Conceptually Attribution is quite simple — just find the first result in your database for the user’s ID and extract a UTM right? However, there’s a ton of considerations before you can get to that single row of data that shows where a user came from:

• Even with great indexing, searching for thousands of users per day in millions of rows, and maintaining the partitions and indexes behind those rows can be a big load on the database.
• When users first came to the site, they didn’t have user_ids — but rather anonymous_ids assigned by Segment. A user ID is only associated with a user once the user creates an account and the “identify” call is made with both an anonymous_id and a user_id. Sometimes we spot a user’s anonymous_id from over a year ago. Once we have a user’s global ID (assigned from our system), then we have to backfill all of the anonymous sessions prior to our ID being assigned.
• We have to sessionize every set of user actions and aggregate attributes about their first/last session before signup. Sessionization is the process of aggregating discrete user events into runs of page loads with no more than a 20 minute gap in between. This enables us to do things like analyze the overall intent of a visit and attribute it in bulk. Re-sessionizing involves huge nested window functions and the alias table, as often the same user has several historical anonymous_ids to merge.
• We will want to maintain some quick lookup tables for this to be useful — user session counts, useful sessions, maybe some aggregates to see how we are doing in a visualization tool like Looker.
• Note also that Segment actually has a native attribution system with a snippet you can install; but it can’t look back to before you installed it — and we have data going back to 2014.

Implementation Stages

The system design settled on the following 8 query groups/stages:

1. Find the latest timestamp in the existing sessionization data
   1. Get all the latest visit data from the Segment tracks table
   2. Merge this data with the most recent monthly partition, with some code to check that the columns are still the same (new fields could have been added).
2. Sessionize the most recent partition (there could be overlap from the last 24 hours so make sure the gap is covered)
   1. Update the aliases table with any newly identified anon/user pairs.
   2. Go back through all historical sessions and re-alias — i.e swap the anonymous id for any newly identified user_ids .
   3. Re-sessionize all historical sessions, since adjacent sessions may have historically different anon IDs but now the same user_id
3. Add an extra column to indicate if the user signed up in a session
   1. Merge the resulting sessions tables into a single all_sessions table
   2. Create a lookup table for useful sessions — that is the first session, and the signup session only per user
4. Create a useful attribution table with things like UTM parameters pre-extracted and session counts
5. Re-index any tables and check that the partitions are in order (especially over a new-month gap).

Table structure

Tables/Schemata:

• aliasing
  • known_pairs
• sessions
  • attribution
  • all_sessions
  • useful_sessions
• sessions_stages
  • all_tracks_2018_01
  • all_tracks_2018_01_aliased
  • all_tracks_2018_01_re_merged
  • all_tracks_2018_01_signup
  • …etc
• partitioning
  • app_tracks_2018_01
  • app_tracks_2018_02
  • app_tracks_2018_03
  • …etc

Columns in the final sessions.attribution Table (many are just quick lookups for easy aggregation, and the table is heavily indexed):

• alias_id
• session_count_before_signup
• signup_timestamp
• blog_url
• first_page_ever_visited
• first touch (i.e. first interaction with any frame.io property)
  • timestamp
  • source, campaign, medium, referrer
• last touch (i.e. last interaction before signup)
  • timestamp
  • source, campaign, medium, referrer
• first attributed touch (as above, but with paid referrer)
  • timestamp
  • source, campaign, medium, referrer
• last attributed touch (as above, but with paid referrer)
  • timestamp
  • source, campaign, medium, referrer

Deployment and monitoring

The system took about 1.5 months to get working well, and is about 800 lines of code (Python, SQL, Shell and YAML).

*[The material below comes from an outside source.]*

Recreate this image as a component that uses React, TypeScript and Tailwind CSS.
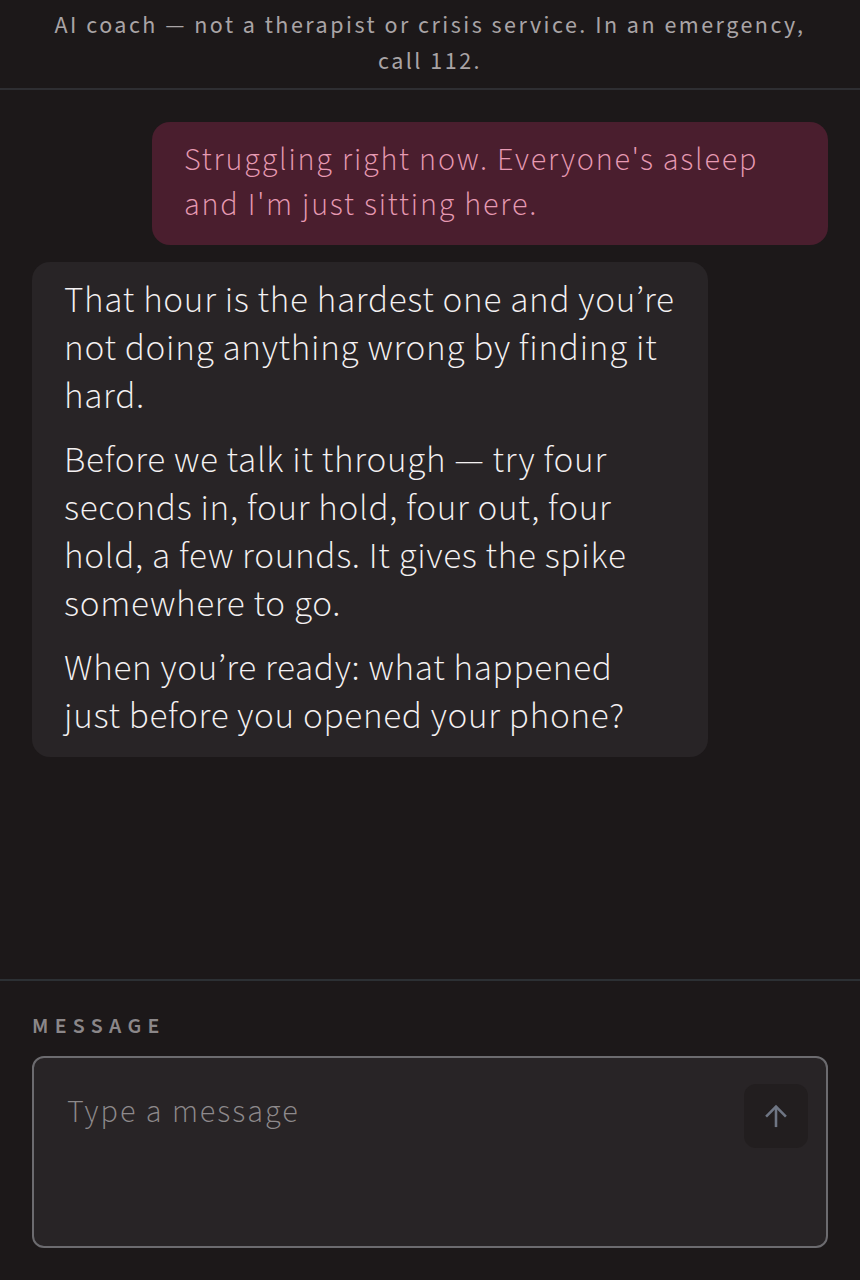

Cloud computing ecosystems such as AWS, Google Cloud and Azure make deploying microservices like this straightforward. The code is Dockerized (on Alpine) and deployed on an ECS Fargate cluster. New builds are processed by Codepipeline, which monitors the attribution Github repo. The underlying database is Aurora Postgres.

This system takes about 4 hours to run every morning and can come across difficulties such as underlying table slowness or unavailability. To mitigate this, each query has a 2 hour retry system.

Performance is logged in AWS Cloudwatch, synced to Datadog. If any query totally fails after retries then a Pagerduty ping is sent to my phone.